Posted to solr-user@lucene.apache.org by aseem cheema <as...@gmail.com> on 2009/11/11 18:50:35 UTC

XmlUpdateRequestHandler with HTMLStripCharFilterFactory

I am trying to post a document with the following content using SolrJ:
<center>content</center>
I need the xml/html tags to be ignored. Even though this works fine in
analysis.jsp, this does not work with SolrJ, as the client escapes the
< and > with &lt; and &gt; and HTMLStripCharFilterFactory does not
strip those escaped tags. How can I achieve this? Any ideas will be
highly appreciated.

There is escapedTags in HTMLStripCharFilterFactory constructor. Is
there a way to get that to work?
Thanks
-- 
Aseem

Re: XmlUpdateRequestHandler with HTMLStripCharFilterFactory

Posted by Chris Hostetter <ho...@fucit.org>.

: stored without tags. But looks like the html tags are removed and terms are
: indexed purely for indexing, and the actual text is stored in raw format.

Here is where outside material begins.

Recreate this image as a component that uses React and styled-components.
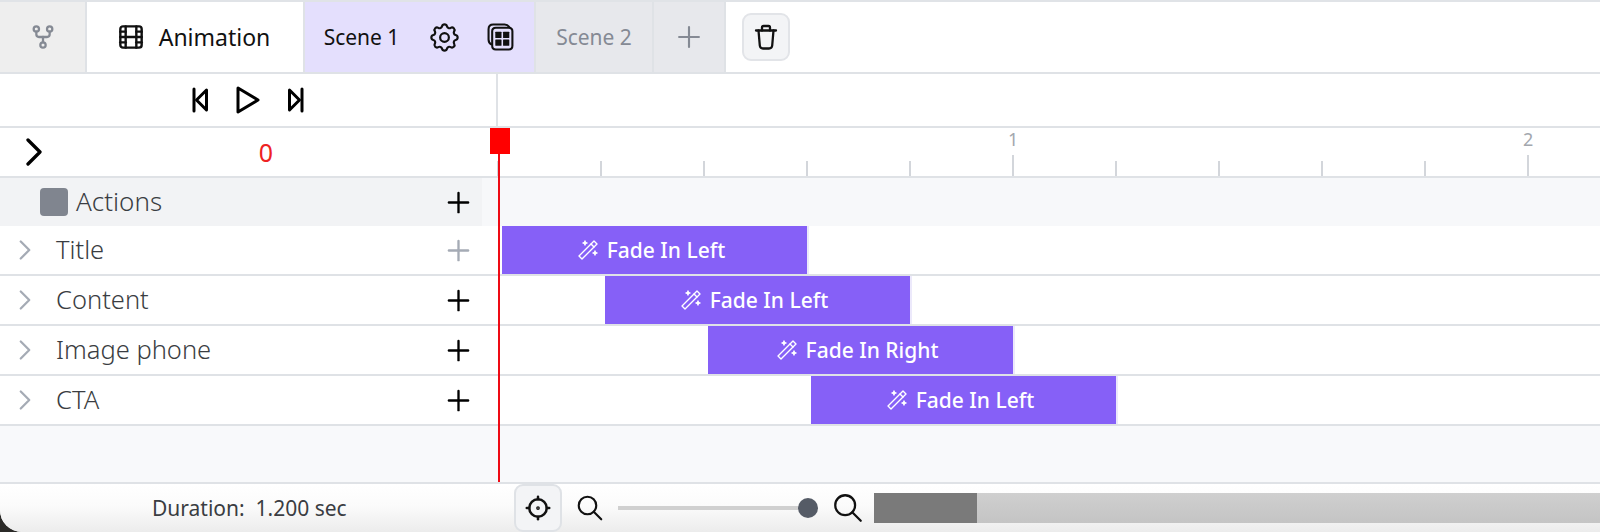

Correct. Analysis is all about "indexing" it has nothing to do with 
"stored" content.

You can write UpdateProcessors that modify the content before it is either 
indexed or stored, but there aren't a lot of Processors provided out of 
hte box at the moment.

-Hoss

Re: XmlUpdateRequestHandler with HTMLStripCharFilterFactory

Posted by Shalin Shekhar Mangar <sh...@gmail.com>.

On Wed, Jan 13, 2010 at 7:48 AM, Lance Norskog <go...@gmail.com> wrote:

> You can do this stripping in the DataImportHandler. You would have to
> write your own stripping code using regular expresssions.

Note that DIH has a HTMLStripTransformer which wraps Solr's HTMLStripReader.

-- 
Regards,
Shalin Shekhar Mangar.

Re: XmlUpdateRequestHandler with HTMLStripCharFilterFactory

Posted by Lance Norskog <go...@gmail.com>.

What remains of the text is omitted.